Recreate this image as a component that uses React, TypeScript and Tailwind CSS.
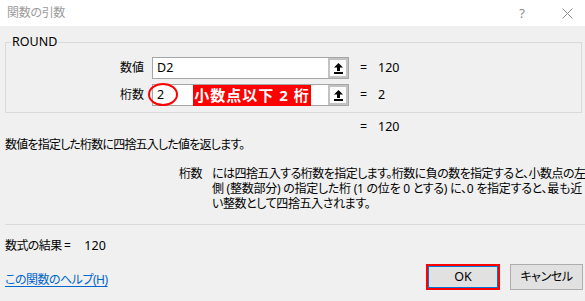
import React from "react";

const font = "font-['Noto_Sans','Noto_Sans_CJK_JP',sans-serif]";

function UpIcon() {
  return (
    <svg width="9" height="11" viewBox="0 0 9 11" className="block">
      <path d="M4.5 0 L9 4.5 L6 4.5 L6 8 L3 8 L3 4.5 L0 4.5 Z" fill="#000" />
      <rect x="0" y="9" width="9" height="2" fill="#000" />
    </svg>
  );
}

function RefField({ value, children }: { value: string; children?: React.ReactNode }) {
  return (
    <div className="relative flex h-[22px] w-[197px] border border-[#a6a6a6] bg-white">
      <div className="flex flex-1 items-center pl-[4px] text-[12.5px] leading-none text-black">{value}</div>
      <div className="flex w-[20px] items-center justify-center border-2 border-[#c2c2c2] bg-[#fbfbfb]">
        <UpIcon />
      </div>
      {children}
    </div>
  );
}

export default function App() {
  return (
    <div className={`relative h-[301px] w-[585px] overflow-hidden bg-[#f0f0f0] text-black ${font} [font-feature-settings:'palt']`}>
      {/* title bar */}
      <div className="flex h-[26px] items-center bg-white pl-[7px]">
        <span className="text-[12px] leading-none tracking-[-0.3px] text-[#9b9b9b]">関数の引数</span>
        <span className="ml-auto mr-[37px] text-[13px] leading-none text-[#8a8a8a]">?</span>
        <svg width="11" height="11" viewBox="0 0 11 11" className="mr-[12px]">
          <path d="M0.5 0.5 L10.5 10.5 M10.5 0.5 L0.5 10.5" stroke="#8a8a8a" strokeWidth="1" />
        </svg>
      </div>

      <div className="pl-[5px] pr-[3px]">
        {/* group box */}
        <div className="relative mt-[16px] h-[71px] border border-[#d9d9d9] pt-[14px]">
          <span className="absolute left-[5px] top-[-9px] bg-[#f0f0f0] px-[1px] text-[12.5px] leading-[16px]">ROUND</span>
          <div className="flex h-[22px] items-center">
            <div className="w-[138px] text-right text-[12px] leading-none">数値</div>
            <div className="ml-[8px]">
              <RefField value="D2" />
            </div>
            <span className="ml-[11px] w-[18px] text-[12.5px] leading-none">=</span>
            <span className="text-[12.5px] leading-none">120</span>
          </div>
          <div className="mt-[5px] flex h-[22px] items-center">
            <div className="w-[138px] text-right text-[12px] leading-none">桁数</div>
            <div className="ml-[8px]">
              <RefField value="2">
                <div className="absolute left-[-5px] top-[-2px] h-[23px] w-[30px] rounded-[50%] border-2 border-[#ff0000]" />
                <div className="absolute left-[40px] top-[0px] flex h-[21px] w-[118px] items-center justify-center bg-[#ff0000] text-[15px] font-bold leading-none tracking-[1px] text-white">
                  小数点以下 2 桁
                </div>
              </RefField>
            </div>
            <span className="ml-[11px] w-[18px] text-[12.5px] leading-none">=</span>
            <span className="text-[12.5px] leading-none">2</span>
          </div>
        </div>

        {/* overall result */}
        <div className="mt-[6px] flex h-[16px] items-center pl-[355px] text-[12.5px] leading-none">
          <span className="w-[18px]">=</span>
          <span>120</span>
        </div>

        {/* description */}
        <div className="mt-[2px] h-[16px] whitespace-nowrap text-[12px] leading-[16px] tracking-[-0.8px]">数値を指定した桁数に四捨五入した値を返します。</div>

        {/* argument description */}
        <div className="mt-[13px] flex text-[12px] leading-[15px]">
          <div className="ml-[174px] w-[33px] shrink-0 tracking-[-0.6px]">桁数</div>
          <div className="flex shrink-0 flex-col whitespace-nowrap">
            <span className="tracking-[-0.55px]">には四捨五入する桁数を指定します。桁数に負の数を指定すると、小数点の左</span>
            <span className="tracking-[-0.25px]">側 (整数部分) の指定した桁 (1 の位を 0 とする) に、0 を指定すると、最も近</span>
            <span className="tracking-[-0.4px]">い整数として四捨五入されます。</span>
          </div>
        </div>
      </div>

      <div className="ml-[5px] mt-[13px] h-px bg-[#dadada]" />

      <div className="px-[5px]">
        <div className="mt-[13px] flex h-[16px] items-center text-[12px] leading-none">
          <span className="tracking-[-0.6px]">数式の結果 =</span>
          <span className="ml-[14px] text-[12.5px]">120</span>
        </div>

        <div className="mt-[10px] flex items-center">
          <a className="mt-[6px] text-[12px] leading-none tracking-[-0.5px] text-[#0066cc] underline underline-offset-2">この関数のヘルプ(H)</a>
          <div className="ml-auto mr-[-3px] flex gap-[10px]">
            <div className="flex h-[26px] w-[74px] border-2 border-[#ff0000]">
              <div className="flex flex-1 items-center justify-center border border-[#0078d7] bg-[#e1e1e1] text-[12.5px] leading-none">OK</div>
            </div>
            <div className="flex h-[26px] w-[73px] items-center justify-center border border-[#adadad] bg-[#e1e1e1] text-[12px] leading-none tracking-[-0.4px]">キャンセル</div>
          </div>
        </div>
      </div>
    </div>
  );
}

• **EXERCISE DIRECTIONS**
Quote the listing above in full, except for the pictures.

• **FINAL RESULT**
Recreate this image as a component that uses React, TypeScript and Tailwind CSS.
import React from "react";

const font = "font-['Noto_Sans','Noto_Sans_CJK_JP',sans-serif]";

function UpIcon() {
  return (
    <svg width="9" height="11" viewBox="0 0 9 11" className="block">
      <path d="M4.5 0 L9 4.5 L6 4.5 L6 8 L3 8 L3 4.5 L0 4.5 Z" fill="#000" />
      <rect x="0" y="9" width="9" height="2" fill="#000" />
    </svg>
  );
}

function RefField({ value, children }: { value: string; children?: React.ReactNode }) {
  return (
    <div className="relative flex h-[22px] w-[197px] border border-[#a6a6a6] bg-white">
      <div className="flex flex-1 items-center pl-[4px] text-[12.5px] leading-none text-black">{value}</div>
      <div className="flex w-[20px] items-center justify-center border-2 border-[#c2c2c2] bg-[#fbfbfb]">
        <UpIcon />
      </div>
      {children}
    </div>
  );
}

export default function App() {
  return (
    <div className={`relative h-[301px] w-[585px] overflow-hidden bg-[#f0f0f0] text-black ${font} [font-feature-settings:'palt']`}>
      {/* title bar */}
      <div className="flex h-[26px] items-center bg-white pl-[7px]">
        <span className="text-[12px] leading-none tracking-[-0.3px] text-[#9b9b9b]">関数の引数</span>
        <span className="ml-auto mr-[37px] text-[13px] leading-none text-[#8a8a8a]">?</span>
        <svg width="11" height="11" viewBox="0 0 11 11" className="mr-[12px]">
          <path d="M0.5 0.5 L10.5 10.5 M10.5 0.5 L0.5 10.5" stroke="#8a8a8a" strokeWidth="1" />
        </svg>
      </div>

      <div className="pl-[5px] pr-[3px]">
        {/* group box */}
        <div className="relative mt-[16px] h-[71px] border border-[#d9d9d9] pt-[14px]">
          <span className="absolute left-[5px] top-[-9px] bg-[#f0f0f0] px-[1px] text-[12.5px] leading-[16px]">ROUND</span>
          <div className="flex h-[22px] items-center">
            <div className="w-[138px] text-right text-[12px] leading-none">数値</div>
            <div className="ml-[8px]">
              <RefField value="D2" />
            </div>
            <span className="ml-[11px] w-[18px] text-[12.5px] leading-none">=</span>
            <span className="text-[12.5px] leading-none">120</span>
          </div>
          <div className="mt-[5px] flex h-[22px] items-center">
            <div className="w-[138px] text-right text-[12px] leading-none">桁数</div>
            <div className="ml-[8px]">
              <RefField value="2">
                <div className="absolute left-[-5px] top-[-2px] h-[23px] w-[30px] rounded-[50%] border-2 border-[#ff0000]" />
                <div className="absolute left-[40px] top-[0px] flex h-[21px] w-[118px] items-center justify-center bg-[#ff0000] text-[15px] font-bold leading-none tracking-[1px] text-white">
                  小数点以下 2 桁
                </div>
              </RefField>
            </div>
            <span className="ml-[11px] w-[18px] text-[12.5px] leading-none">=</span>
            <span className="text-[12.5px] leading-none">2</span>
          </div>
        </div>

        {/* overall result */}
        <div className="mt-[6px] flex h-[16px] items-center pl-[355px] text-[12.5px] leading-none">
          <span className="w-[18px]">=</span>
          <span>120</span>
        </div>

        {/* description */}
        <div className="mt-[2px] h-[16px] whitespace-nowrap text-[12px] leading-[16px] tracking-[-0.8px]">数値を指定した桁数に四捨五入した値を返します。</div>

        {/* argument description */}
        <div className="mt-[13px] flex text-[12px] leading-[15px]">
          <div className="ml-[174px] w-[33px] shrink-0 tracking-[-0.6px]">桁数</div>
          <div className="flex shrink-0 flex-col whitespace-nowrap">
            <span className="tracking-[-0.55px]">には四捨五入する桁数を指定します。桁数に負の数を指定すると、小数点の左</span>
            <span className="tracking-[-0.25px]">側 (整数部分) の指定した桁 (1 の位を 0 とする) に、0 を指定すると、最も近</span>
            <span className="tracking-[-0.4px]">い整数として四捨五入されます。</span>
          </div>
        </div>
      </div>

      <div className="ml-[5px] mt-[13px] h-px bg-[#dadada]" />

      <div className="px-[5px]">
        <div className="mt-[13px] flex h-[16px] items-center text-[12px] leading-none">
          <span className="tracking-[-0.6px]">数式の結果 =</span>
          <span className="ml-[14px] text-[12.5px]">120</span>
        </div>

        <div className="mt-[10px] flex items-center">
          <a className="mt-[6px] text-[12px] leading-none tracking-[-0.5px] text-[#0066cc] underline underline-offset-2">この関数のヘルプ(H)</a>
          <div className="ml-auto mr-[-3px] flex gap-[10px]">
            <div className="flex h-[26px] w-[74px] border-2 border-[#ff0000]">
              <div className="flex flex-1 items-center justify-center border border-[#0078d7] bg-[#e1e1e1] text-[12.5px] leading-none">OK</div>
            </div>
            <div className="flex h-[26px] w-[73px] items-center justify-center border border-[#adadad] bg-[#e1e1e1] text-[12px] leading-none tracking-[-0.4px]">キャンセル</div>
          </div>
        </div>
      </div>
    </div>
  );
}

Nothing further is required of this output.